Met at Monash – Rachel Saw and Kieron Ngoh

Rock-climbing brought the two Monash Malaysia graduates together and, eight years later, a love of sport and competition lives on.

It was an inauspicious start. As Rachel Saw was walking to the computer lab, a pile of books in hand, her eyes fell on one particularly scruffy character standing nearby, Kieron Ngoh. “There was this super-sweaty guy with messy hair who was dressed in dirty clothes and torn jeans,” she recalls. “I thought: ‘How can someone come to uni looking like that?’”

 

Keiron and Rachel

 

Jump forward four years, during which the pair never met, and this time it was Kieron’s turn to be intrigued by the young woman taking part in the planking competition he was organising for the Monash rock-climbing club.

Rachel (Electrical and Computer Systems Engineering, 2016; PhD Electrical and Computer Systems Engineering, 2022) asked him how long they should hold the plank, and the ever-competitive Kieron (Mechanical Engineering, 2016) suggested as long as she could.

“What he didn't know was, at that point, I was doing 45 minutes of core training every night,” Rachel laughs. “My planking record was nine minutes and 43 seconds.”

The challenge began. By the six-minute mark, almost everyone else, even the strongest and fittest, had dropped out. Kieron was still holding the plank, thinking he had outdone everyone, when someone shouted: “That girl is still there!” Rachel was still calmly holding the plank position. But Kieron’s muscles started shaking. Finally, he surrendered.

Monash lives

Eight years later, they’re still together, and sports – including rock-climbing – are a big part of their lives.

They’d initially found their mutual love of the sport as a release from the pressures of studying. Kieron had recently graduated from his mechanical engineering degree at Monash Malaysia, a course he chose because it was the most versatile, while still leaving enough time to participate in extracurricular activities.
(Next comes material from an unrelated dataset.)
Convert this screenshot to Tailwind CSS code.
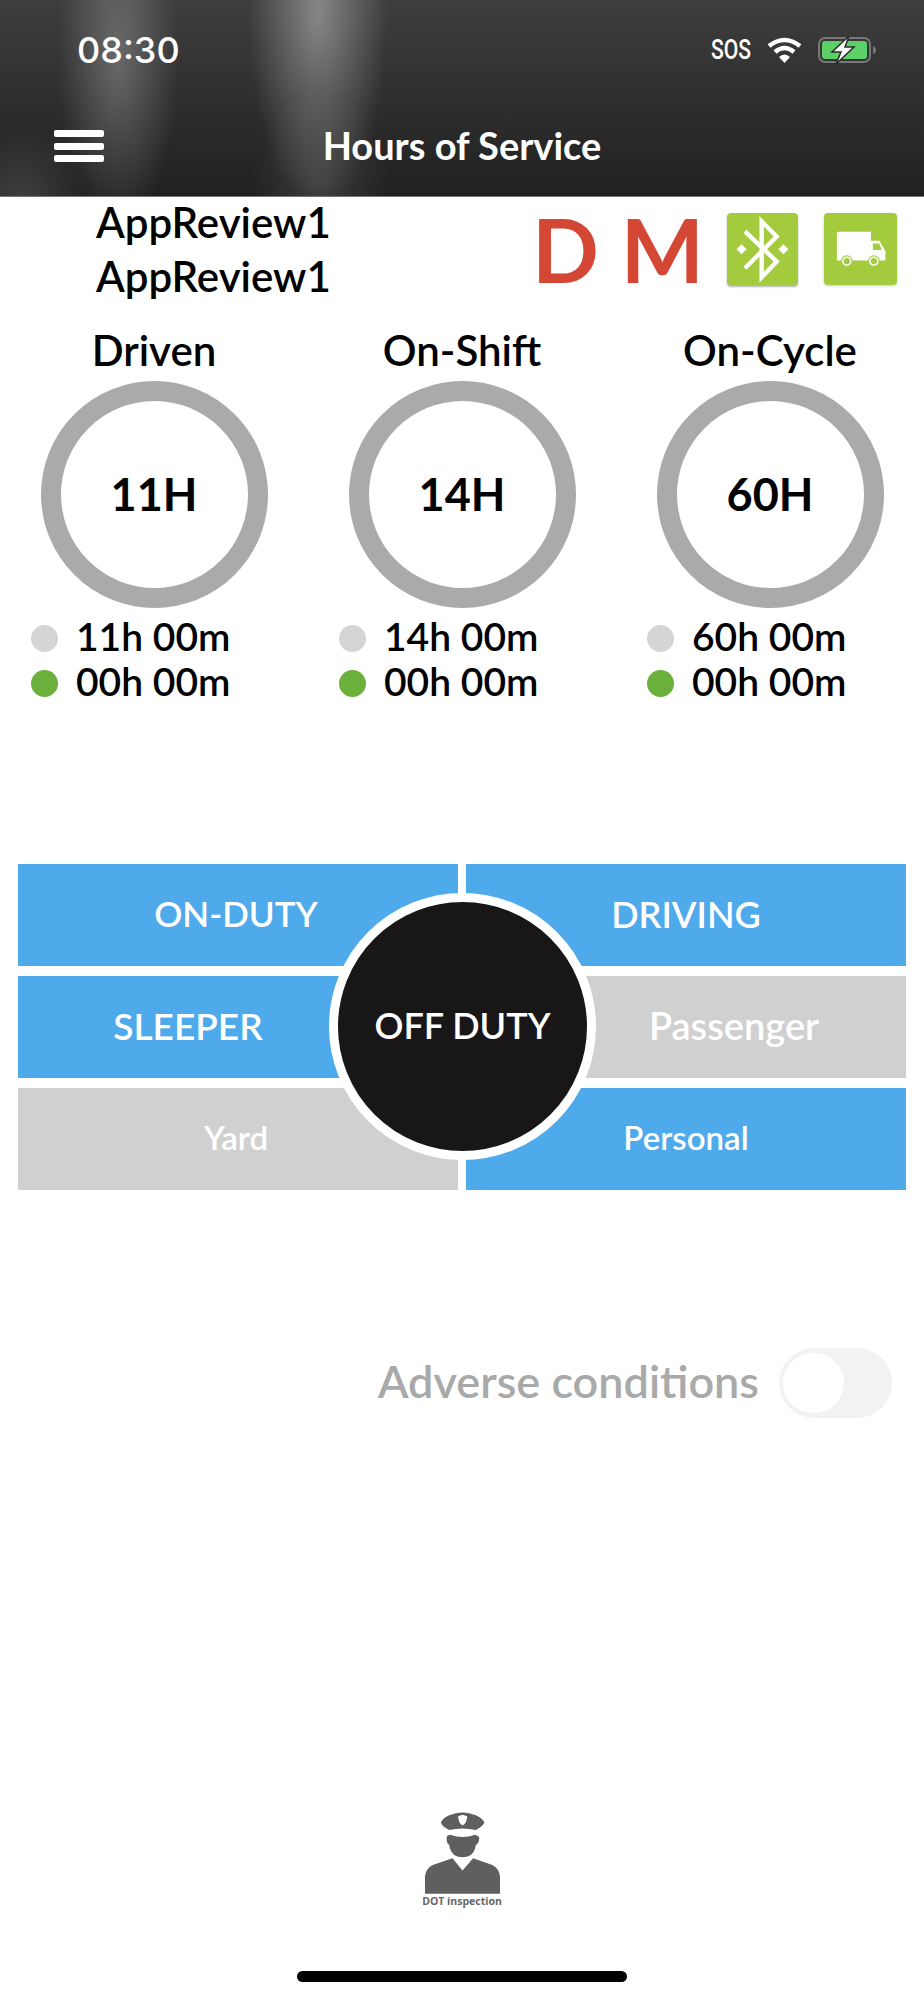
<!DOCTYPE html>
<html lang="en">
<head>
    <meta charset="UTF-8">
    <meta name="viewport" content="width=device-width, initial-scale=1.0">
    <title>Hours of Service</title>
    <script src="https://cdn.jsdelivr.net/npm/@tailwindcss/browser@4"></script>
</head>
<body class="bg-white font-['Lato',sans-serif] text-black">
<div class="relative w-[924px] h-[2000px] overflow-hidden">

    <!-- Header -->
    <header class="relative h-[197px] border-b border-[#777] text-white bg-[radial-gradient(ellipse_60px_175px_at_118px_60px,rgba(255,255,255,0.26),transparent),radial-gradient(ellipse_70px_190px_at_318px_15px,rgba(255,255,255,0.38),transparent),radial-gradient(ellipse_70px_100px_at_320px_190px,rgba(255,255,255,0.12),transparent),radial-gradient(ellipse_70px_70px_at_20px_200px,rgba(255,255,255,0.14),transparent),linear-gradient(to_bottom,#3e3e3e,#202020)]">
        <div class="flex items-center justify-between h-[100px] pl-[77px] pr-[47px]">
            <span class="font-['Inter',sans-serif] text-[36px] font-medium leading-none">08:30</span>
            <div class="flex items-center">
                <span class="font-['Roboto',sans-serif] text-[27px] font-medium leading-none scale-x-[0.78] origin-right w-[39px] flex justify-end">SOS</span>
                <svg class="ml-[16px]" width="35" height="26" viewBox="0 0 35 26" fill="none">
                    <path d="M2 9 Q17.500 -3 33 9" stroke="white" stroke-width="4.500"/>
                    <path d="M8 15 Q17.500 7 27 15" stroke="white" stroke-width="4.500"/>
                    <path d="M12 20 Q17.500 15 23 20 L17.500 26 Z" fill="white"/>
                </svg>
                <svg class="ml-[16px]" width="59" height="28" viewBox="0 0 59 28" fill="none">
                    <rect x="1" y="2" width="51" height="24" rx="6" stroke="#777" stroke-width="2"/>
                    <rect x="4" y="5" width="45" height="18" rx="3" fill="#5dd068"/>
                    <path d="M55 10 Q58 11 58 14 Q58 17 55 18 Z" fill="#777"/>
                    <path d="M31 0 L14 16 H23 L18 28 L36 11 H27 Z" fill="white" stroke="#2b2b2b" stroke-width="1.500"/>
                </svg>
            </div>
        </div>
        <div class="flex items-center h-[92px] pl-[54px]">
            <div class="flex flex-col gap-[5.500px] w-[50px]">
                <span class="h-[7px] rounded-[2px] bg-white"></span>
                <span class="h-[7px] rounded-[2px] bg-white"></span>
                <span class="h-[7px] rounded-[2px] bg-white"></span>
            </div>
            <h1 class="absolute left-0 right-0 top-[125px] text-center text-[38px] font-bold leading-[40px]">Hours of Service</h1>
        </div>
    </header>

    <!-- Driver + status icons -->
    <section class="flex justify-between h-[126px] pl-[96px] pr-[27px]">
        <div class="-mt-[2px] text-[42px] font-semibold leading-[54px]">
            <p>AppReview1</p>
            <p>AppReview1</p>
        </div>
        <div class="flex items-start pt-[16px]">
            <span class="text-[88px] font-bold leading-[72px] text-[#d54735]">D</span>
            <span class="ml-[22px] text-[88px] font-bold leading-[72px] text-[#d54735]">M</span>
            <div class="ml-[23px] w-[71px] h-[72px] rounded-[4px] bg-[#a4cb3e] shadow-[0_2px_2px_rgba(0,0,0,0.3)]">
                <svg width="71" height="72" viewBox="0 0 211 215" fill="none">
                    <path d="M53 55 L148 145 L103 192 V25 L148 70 L53 165" stroke="white" stroke-width="13"/>
                    <path d="M43 93 L58 108 L43 123 L28 108 Z M168 93 L183 108 L168 123 L153 108 Z" fill="white"/>
                </svg>
            </div>
            <div class="ml-[26px] w-[73px] h-[72px] rounded-[4px] bg-[#a4cb3e] shadow-[0_1px_3px_rgba(0,0,0,0.2)]">
                <svg width="73" height="72" viewBox="0 0 217 218" fill="none">
                    <path d="M37 62 Q37 57 42 57 H140 V84 H166 L184 116 V144 H37 Z" fill="white"/>
                    <path d="M146 92 H165 L173 112 H146 Z" fill="#a4cb3e"/>
                    <circle cx="67" cy="146" r="18" fill="#a4cb3e"/>
                    <circle cx="149" cy="146" r="18" fill="#a4cb3e"/>
                    <circle cx="67" cy="146" r="12" fill="none" stroke="white" stroke-width="5"/>
                    <circle cx="149" cy="146" r="12" fill="none" stroke="white" stroke-width="5"/>
                </svg>
            </div>
        </div>
    </section>

    <!-- Hour rings -->
    <section class="grid grid-cols-[308px_308px_308px] pl-0">
        <div class="flex flex-col items-center">
            <p class="text-[42px] font-semibold leading-[54px]">Driven</p>
            <div class="mt-[4px] flex items-center justify-center w-[227px] h-[227px] rounded-full border-[20px] border-[#aaaaaa]">
                <span class="text-[45px] font-bold leading-none">11H</span>
            </div>
            <div class="mt-[8px] self-start pl-[31px] text-[39px] font-semibold leading-[45px]">
                <div class="flex items-center gap-[18px]"><span class="w-[27px] h-[27px] rounded-full bg-[#d5d5d5]"></span><span class="-translate-y-[2px]">11h 00m</span></div>
                <div class="flex items-center gap-[18px]"><span class="w-[27px] h-[27px] rounded-full bg-[#6ab03b]"></span><span class="-translate-y-[2px]">00h 00m</span></div>
            </div>
        </div>
        <div class="flex flex-col items-center">
            <p class="text-[42px] font-semibold leading-[54px]">On-Shift</p>
            <div class="mt-[4px] flex items-center justify-center w-[227px] h-[227px] rounded-full border-[20px] border-[#aaaaaa]">
                <span class="text-[45px] font-bold leading-none">14H</span>
            </div>
            <div class="mt-[8px] self-start pl-[31px] text-[39px] font-semibold leading-[45px]">
                <div class="flex items-center gap-[18px]"><span class="w-[27px] h-[27px] rounded-full bg-[#d5d5d5]"></span><span class="-translate-y-[2px]">14h 00m</span></div>
                <div class="flex items-center gap-[18px]"><span class="w-[27px] h-[27px] rounded-full bg-[#6ab03b]"></span><span class="-translate-y-[2px]">00h 00m</span></div>
            </div>
        </div>
        <div class="flex flex-col items-center">
            <p class="text-[42px] font-semibold leading-[54px]">On-Cycle</p>
            <div class="mt-[4px] flex items-center justify-center w-[227px] h-[227px] rounded-full border-[20px] border-[#aaaaaa]">
                <span class="text-[45px] font-bold leading-none">60H</span>
            </div>
            <div class="mt-[8px] self-start pl-[31px] text-[39px] font-semibold leading-[45px]">
                <div class="flex items-center gap-[18px]"><span class="w-[27px] h-[27px] rounded-full bg-[#d5d5d5]"></span><span class="-translate-y-[2px]">60h 00m</span></div>
                <div class="flex items-center gap-[18px]"><span class="w-[27px] h-[27px] rounded-full bg-[#6ab03b]"></span><span class="-translate-y-[2px]">00h 00m</span></div>
            </div>
        </div>
    </section>

    <!-- Duty status selector -->
    <section class="absolute left-[18px] top-[864px] w-[888px] grid grid-cols-[440px_440px] gap-x-[8px] gap-y-[10px] text-white font-semibold">
        <div class="flex items-center justify-center h-[102px] pb-[3px] pr-[4px] bg-[#4eaaea] text-[35px]">ON-DUTY</div>
        <div class="flex items-center justify-center h-[102px] pb-[3px] bg-[#4eaaea] text-[36px]">DRIVING</div>
        <div class="flex items-center justify-center h-[102px] pb-[3px] pr-[100px] bg-[#4eaaea] text-[37px]">SLEEPER</div>
        <div class="flex items-center justify-center h-[102px] pb-[3px] pl-[96px] bg-[#d0d0d0] text-[38px]">Passenger</div>
        <div class="flex items-center justify-center h-[102px] pb-[3px] pr-[4px] bg-[#d0d0d0] text-[33px]">Yard</div>
        <div class="flex items-center justify-center h-[102px] pb-[3px] bg-[#4eaaea] text-[33px]">Personal</div>
        <div class="absolute left-[311px] top-[29px] flex items-center justify-center w-[267px] h-[267px] pb-[3px] rounded-full border-[9px] border-white bg-[#181617] text-[36px]">OFF DUTY</div>
    </section>

    <!-- Adverse conditions -->
    <section class="absolute right-[32px] top-[1348px] flex items-center gap-[20px]">
        <span class="pb-[3px] text-[45px] font-semibold leading-none text-[#a9a9a9]">Adverse conditions</span>
        <div class="relative w-[113px] h-[70px] rounded-full bg-[#f2f2f2]">
            <span class="absolute left-[4px] top-[5px] w-[61px] h-[60px] rounded-full bg-white"></span>
        </div>
    </section>

    <!-- DOT inspection -->
    <div class="absolute left-[402px] top-[1810px] w-[120px] flex flex-col items-center text-[#666666]">
        <svg width="83" height="85" viewBox="180 90 250 255" fill="#5f5f5f">
            <path d="M240 127 C245 110 280 97 305 97 C330 97 365 110 371 127 C365 140 352 145 345 150 Q305 140 265 150 C258 145 245 140 240 127Z"/>
            <path d="M292 108 L305 104 L319 108 Q319 128 305 136 Q292 128 292 108Z" fill="white"/>
            <path d="M258 168 Q262 165 268 164 Q305 178 343 164 L355 170 Q356 190 345 195 Q340 232 305 232 Q270 232 265 195 Q255 190 258 168Z"/>
            <path d="M192 342 L192 290 Q195 265 215 255 L275 235 L305 272 L337 235 L395 255 Q415 265 418 290 L418 342Z"/>
        </svg>
        <span class="text-[10.500px] font-bold leading-[12px] font-['Open_Sans',sans-serif] whitespace-nowrap">DOT inspection</span>
    </div>

    <!-- Home indicator -->
    <div class="absolute left-[297px] top-[1971px] w-[330px] h-[11px] rounded-full bg-black"></div>
</div>
</body>
</html>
Those activities, including joining the rock-climbing club – he would later become president – as well as the music club, the University choir and the dance club. “I was doing a lot of things!” he recalls.

Rachel decided to study engineering after she learned a majority of CEOs had engineering degrees. But she took it one step further. “I chose Electrical and Computer Systems Engineering because I thought it is the most difficult discipline – a high failure rate creates low supply, but high demand,” she says. “I just had to make sure I didn’t fail!”

The course lived up to her expectations, and for the first three years of her course, she barely had time to socialise. It was study, study, study – and her friends were the same.

“Because we had so many assessments and we had such high standards, it made me stronger and definitely more resilient, and more organised,” she says. “I feel that Monash cultivated a discipline in my personality, so that I’m able to deal with the challenges that come my way.”

A shared future

By her fourth year, Rachel was optimistic that she was going to make it through the course, and she allowed herself the occasional break from her studies to try out the many other opportunities available to students, including the rock-climbing club, whose facilities were located in the heart of the Malaysian campus. And that’s when the fateful planking competition took place – and their future together was set.

After graduating, Rachel went on to complete a PhD developing circadian lighting (in layman’s terms, lighting that’s better for our health). She then worked as a research and teaching assistant at Monash, and is now an academic and lecturer at HELP University in Malaysia, focused on computing and AI.

Kieron started a fitness coaching business in his last year of university, which grew into a tennis coaching business (he previously played tennis at the national level). Those skills and experience laid the foundation for a move into corporate training; he recently received John Maxwell leadership team certification as a speaker, trainer and coach, and joined training provider Exceed Excellence Sdn Bhd in Malaysia.

Eight years on, has Kieron challenged Rachel to a planking rematch? Would he beat her? “I'm not interested in finding out!” he says.